* Begin *
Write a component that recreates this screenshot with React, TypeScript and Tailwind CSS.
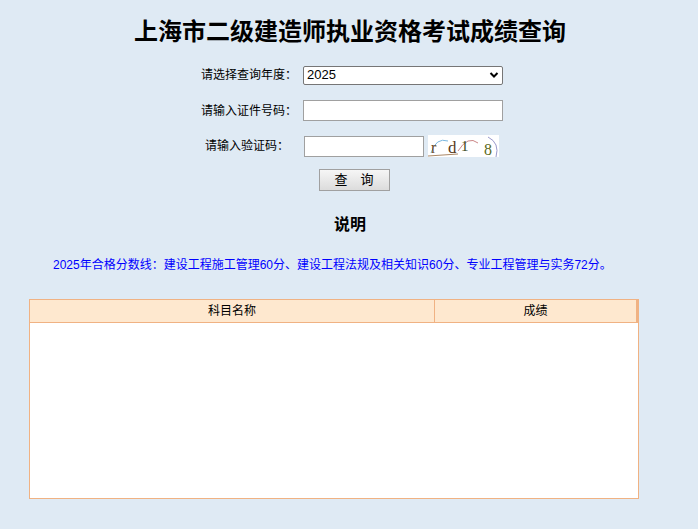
export default function App() {
  const f = { fontFamily: '"Liberation Sans","Noto Sans CJK SC",sans-serif' };
  return (
    <div className="w-[698px] h-[529px] bg-[#dfeaf4] relative overflow-hidden text-[12px] text-black" style={f}>
      <div className="pt-[13px] text-center text-[24px] font-bold leading-[34px] pl-[2px]" style={{ fontFamily: '"Noto Sans CJK SC",serif' }}>上海市二级建造师执业资格考试成绩查询</div>
      <div className="mt-[18px] flex flex-col">
        <div className="flex items-center h-[20px]">
          <div className="w-[300px] text-right pr-[3px]">请选择查询年度：</div>
          <div className="ml-[3px] w-[200px] h-[19px] border border-[#767676] bg-white rounded-[2px] flex items-center justify-between px-[3px] text-[13px]">
            <span>2025</span>
            <svg width="10" height="8" viewBox="0 0 10 8"><path d="M1.5 2l3.5 3.5L8.5 2" stroke="#000" strokeWidth="2" fill="none"/></svg>
          </div>
        </div>
        <div className="flex items-center h-[21px] mt-[15px]">
          <div className="w-[300px] text-right pr-[3px]">请输入证件号码：</div>
          <div className="ml-[3px] w-[200px] h-[21px] border border-[#a0a0a0] bg-white"></div>
        </div>
        <div className="flex items-center h-[22px] mt-[14px]">
          <div className="w-[300px] text-right pr-[11px]">请输入验证码：</div>
          <div className="ml-[4px] w-[120px] h-[21px] border border-[#a0a0a0] bg-white"></div>
          <div className="ml-[4px] w-[71px] h-[22px] bg-white relative overflow-hidden">
            <svg width="71" height="22" className="absolute inset-0"><path d="M3 18 Q8 2 20 6" stroke="#7ab8e0" fill="none"/><path d="M30 16 Q40 0 50 8" stroke="#c88" fill="none"/><path d="M60 2 Q72 8 68 22" stroke="#99c" fill="none"/><path d="M0 21 L30 19" stroke="#a86" fill="none"/></svg>
            <span className="absolute left-[3px] top-[1px] text-[16px] text-[#6b4a2a]" style={{ fontFamily: '"Liberation Serif",serif' }}>r</span>
            <span className="absolute left-[20px] top-[0px] text-[17px] text-[#5a3a1a]" style={{ fontFamily: '"Liberation Serif",serif' }}>d</span>
            <span className="absolute left-[33px] top-[0px] text-[15px] text-[#3a4a1a]" style={{ fontFamily: '"Liberation Serif",serif' }}>1</span>
            <span className="absolute left-[56px] top-[3px] text-[16px] text-[#5a6a1a]" style={{ fontFamily: '"Liberation Serif",serif' }}>8</span>
          </div>
        </div>
        <div className="flex justify-center mt-[12px] pl-[10px]">
          <div className="w-[71px] h-[22px] border border-[#a0a0a0] bg-gradient-to-b from-[#f6f6f6] to-[#dcdcdc] flex items-center justify-center text-[13px] tracking-[1em] pl-[1em]">查询</div>
        </div>
      </div>
      <div className="mt-[20px] text-center text-[16px] font-bold pl-[2px]" style={{ fontFamily: '"Noto Sans CJK SC",serif' }}>说明</div>
      <div className="mt-[21px] pl-[53px] text-[12px] text-[#0000ff]">2025年合格分数线：建设工程施工管理60分、建设工程法规及相关知识60分、专业工程管理与实务72分。</div>
      <div className="absolute left-[29px] top-[299px] w-[610px] h-[200px] border border-[#f0b283] bg-white">
        <div className="flex h-[23px] bg-[#fee8cf] border-b border-[#f0b283] text-[12px]">
          <div className="w-[405px] border-r border-[#f0b283] flex items-center justify-center">科目名称</div>
          <div className="flex-1 flex items-center justify-center border-r-2 border-[#f0b283]">成绩</div>
        </div>
      </div>
    </div>
  );
}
* End *
> Requirement: Print the complete listing exactly, apart from any pictures.

> Reply to the exercise:
Write a component that recreates this screenshot with React, TypeScript and Tailwind CSS.
export default function App() {
  const f = { fontFamily: '"Liberation Sans","Noto Sans CJK SC",sans-serif' };
  return (
    <div className="w-[698px] h-[529px] bg-[#dfeaf4] relative overflow-hidden text-[12px] text-black" style={f}>
      <div className="pt-[13px] text-center text-[24px] font-bold leading-[34px] pl-[2px]" style={{ fontFamily: '"Noto Sans CJK SC",serif' }}>上海市二级建造师执业资格考试成绩查询</div>
      <div className="mt-[18px] flex flex-col">
        <div className="flex items-center h-[20px]">
          <div className="w-[300px] text-right pr-[3px]">请选择查询年度：</div>
          <div className="ml-[3px] w-[200px] h-[19px] border border-[#767676] bg-white rounded-[2px] flex items-center justify-between px-[3px] text-[13px]">
            <span>2025</span>
            <svg width="10" height="8" viewBox="0 0 10 8"><path d="M1.5 2l3.5 3.5L8.5 2" stroke="#000" strokeWidth="2" fill="none"/></svg>
          </div>
        </div>
        <div className="flex items-center h-[21px] mt-[15px]">
          <div className="w-[300px] text-right pr-[3px]">请输入证件号码：</div>
          <div className="ml-[3px] w-[200px] h-[21px] border border-[#a0a0a0] bg-white"></div>
        </div>
        <div className="flex items-center h-[22px] mt-[14px]">
          <div className="w-[300px] text-right pr-[11px]">请输入验证码：</div>
          <div className="ml-[4px] w-[120px] h-[21px] border border-[#a0a0a0] bg-white"></div>
          <div className="ml-[4px] w-[71px] h-[22px] bg-white relative overflow-hidden">
            <svg width="71" height="22" className="absolute inset-0"><path d="M3 18 Q8 2 20 6" stroke="#7ab8e0" fill="none"/><path d="M30 16 Q40 0 50 8" stroke="#c88" fill="none"/><path d="M60 2 Q72 8 68 22" stroke="#99c" fill="none"/><path d="M0 21 L30 19" stroke="#a86" fill="none"/></svg>
            <span className="absolute left-[3px] top-[1px] text-[16px] text-[#6b4a2a]" style={{ fontFamily: '"Liberation Serif",serif' }}>r</span>
            <span className="absolute left-[20px] top-[0px] text-[17px] text-[#5a3a1a]" style={{ fontFamily: '"Liberation Serif",serif' }}>d</span>
            <span className="absolute left-[33px] top-[0px] text-[15px] text-[#3a4a1a]" style={{ fontFamily: '"Liberation Serif",serif' }}>1</span>
            <span className="absolute left-[56px] top-[3px] text-[16px] text-[#5a6a1a]" style={{ fontFamily: '"Liberation Serif",serif' }}>8</span>
          </div>
        </div>
        <div className="flex justify-center mt-[12px] pl-[10px]">
          <div className="w-[71px] h-[22px] border border-[#a0a0a0] bg-gradient-to-b from-[#f6f6f6] to-[#dcdcdc] flex items-center justify-center text-[13px] tracking-[1em] pl-[1em]">查询</div>
        </div>
      </div>
      <div className="mt-[20px] text-center text-[16px] font-bold pl-[2px]" style={{ fontFamily: '"Noto Sans CJK SC",serif' }}>说明</div>
      <div className="mt-[21px] pl-[53px] text-[12px] text-[#0000ff]">2025年合格分数线：建设工程施工管理60分、建设工程法规及相关知识60分、专业工程管理与实务72分。</div>
      <div className="absolute left-[29px] top-[299px] w-[610px] h-[200px] border border-[#f0b283] bg-white">
        <div className="flex h-[23px] bg-[#fee8cf] border-b border-[#f0b283] text-[12px]">
          <div className="w-[405px] border-r border-[#f0b283] flex items-center justify-center">科目名称</div>
          <div className="flex-1 flex items-center justify-center border-r-2 border-[#f0b283]">成绩</div>
        </div>
      </div>
    </div>
  );
}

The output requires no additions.